“What a sad story, I thought for so long. Not that I now think it was happy. But I think it is true, and thus the question of whether it is sad or happy has no meaning whatever.”
It’s been 17 days since I’ve finished reading the book and 15 days since I’ve watched the movie and my thoughts still keep returning to this story, analyzing it over and over again and discovering new truths for myself.
First, I thought I would start this review by retelling you the plot, but when I started writing this short plot summary I felt like I was revealing so much about the story already, and it’s just one of those stories, which are the best to read without knowing a thing about them. Okay, may be just to know whether you want to read it you must know that it’s about a 15-year old Michael Berg falling in love with 36-year-old Hanna Schmitz, their romance, how she suddenly disappears without letting him know, Michael meeting Hanna 9 years later in the court, Frankfurt process, concentration camps, Germany after World War II. And the most important, the mystery behind Hanna’s requests to 15-year-old Michael to read out loud to her. This book also states several interesting (almost philosophical) questions, which I’m still thinking about.

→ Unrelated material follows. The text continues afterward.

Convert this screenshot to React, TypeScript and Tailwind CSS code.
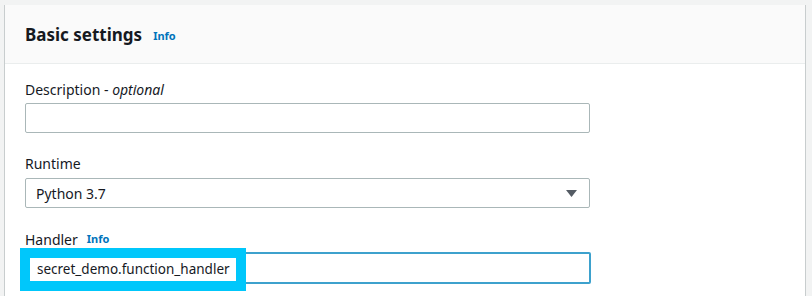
import React from "react";

export default function App() {
  return (
    <div
      className="w-[812px] h-[296px] overflow-hidden bg-[#f2f3f3] pt-[5px] pl-[4px] pr-[6px]"
      style={{ fontFamily: '"Noto Sans", "Open Sans", sans-serif' }}
    >
      <div className="h-[300px] bg-white border-x border-[#c8cdce]">
        <div className="h-[59px] bg-[#fafafa] border-b border-[#eaeded] px-[20px] flex items-center">
          <span className="text-[17px] font-bold text-[#16191f] leading-none">Basic settings</span>
          <span className="ml-[11px] mt-[3px] text-[11px] font-bold text-[#0073bb] leading-none">Info</span>
        </div>
        <div className="px-[20px] pt-[15px] flex flex-col">
          <div className="h-[20px] flex items-center text-[14px] text-[#16191f]">
            Description -&nbsp;<i>optional</i>
          </div>
          <div className="mt-[4px] w-[565px] h-[30px] border border-[#aab7b8] rounded-[2px] bg-white" />
          <div className="mt-[20px] h-[20px] flex items-center text-[14px] text-[#16191f]">Runtime</div>
          <div className="mt-[5px] w-[565px] h-[30px] border border-[#aab7b8] rounded-[2px] bg-white flex items-center justify-between pl-[10px] pr-[12px]">
            <span className="text-[14px] text-[#16191f]">Python 3.7</span>
            <svg width="11" height="7" viewBox="0 0 11 7">
              <polygon points="0,0 11,0 5.5,7" fill="#545b64" />
            </svg>
          </div>
          <div className="mt-[21px] h-[20px] flex items-center text-[14px] text-[#16191f]">
            Handler
            <span className="ml-[9px] text-[11px] font-bold text-[#0073bb]">Info</span>
          </div>
          <div className="relative mt-[3px] w-[566px] h-[32px] border-2 border-[#3da1cd] rounded-[2px] bg-white">
            <div className="absolute left-[-7px] top-[-6px] w-[226px] h-[43px] bg-[#00c7fb] p-[10px]">
              <div className="w-full h-full bg-white flex items-center pl-[7px] text-[13.5px] text-[#16191f] whitespace-nowrap">
                secret_demo.function_handler
              </div>
            </div>
          </div>
        </div>
      </div>
    </div>
  );
}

I must add that the novel consists of three parts. The first one focuses on their unusual romance. The second part concentrates on the trial. And the last one tells us about after-the-trial events.
Speaking of The Reader movie, – great actors, good music and, most of all, almost no changes of the original plot. I loved it. If you want to ‘feel’ this book, just listen to one of the movie soundtracks – Ludovico Einaudi’s “Primavera”.
This story is very unusual, very beautiful and touching! And the ending..it just surprised me! I’ve got so many scenarios of how it would end in my mind, but not one like this.
There is so much I want to tell about the book, but at the same time, I don’t want to spoil it for you. If you’ve read it, please write me in comments and we will talk about it!
Thank you so much, Bernhard Schlink for writing this great book! I love it!
Several quotes from The Reader, I’d like to share with you:
“Through the long hours of the night you have the Church clock for company and the rumble of the occasional passing car that throws it’s headlights across the walls and ceilings. These are hours without sleep, which is not to say they’re sleepless, because on the contrary, they’re not about lack of anything, they are rich and full. Desires, memories, fears, passions form labyrinths in which we lose and find then lose ourselves again. They are hours where anything is possible, good or bad.”
“Now escape involves not just running away, but arriving somewhere.”
“I wanted simultaneously to understand Hanna’s crime and to condemn it. But it was too terrible for that. When I tried to understand it, I had the feeling I was failing to condemn it as it must be condemned. When I condemned it as it must be condemned, there was no room for understanding. But even as I wanted to understand Hanna, failing to understand her meant betraying her all over again. I could not resolve this. I wanted to pose myself both tasks-understanding and condemnation. But it was impossible to do both.”
“The tectonic layers of our lives rest so tightly one on top of the other that we always come up against earlier events in later ones, not as matter that has been fully formed and pushed aside, but absolutely present and alive.”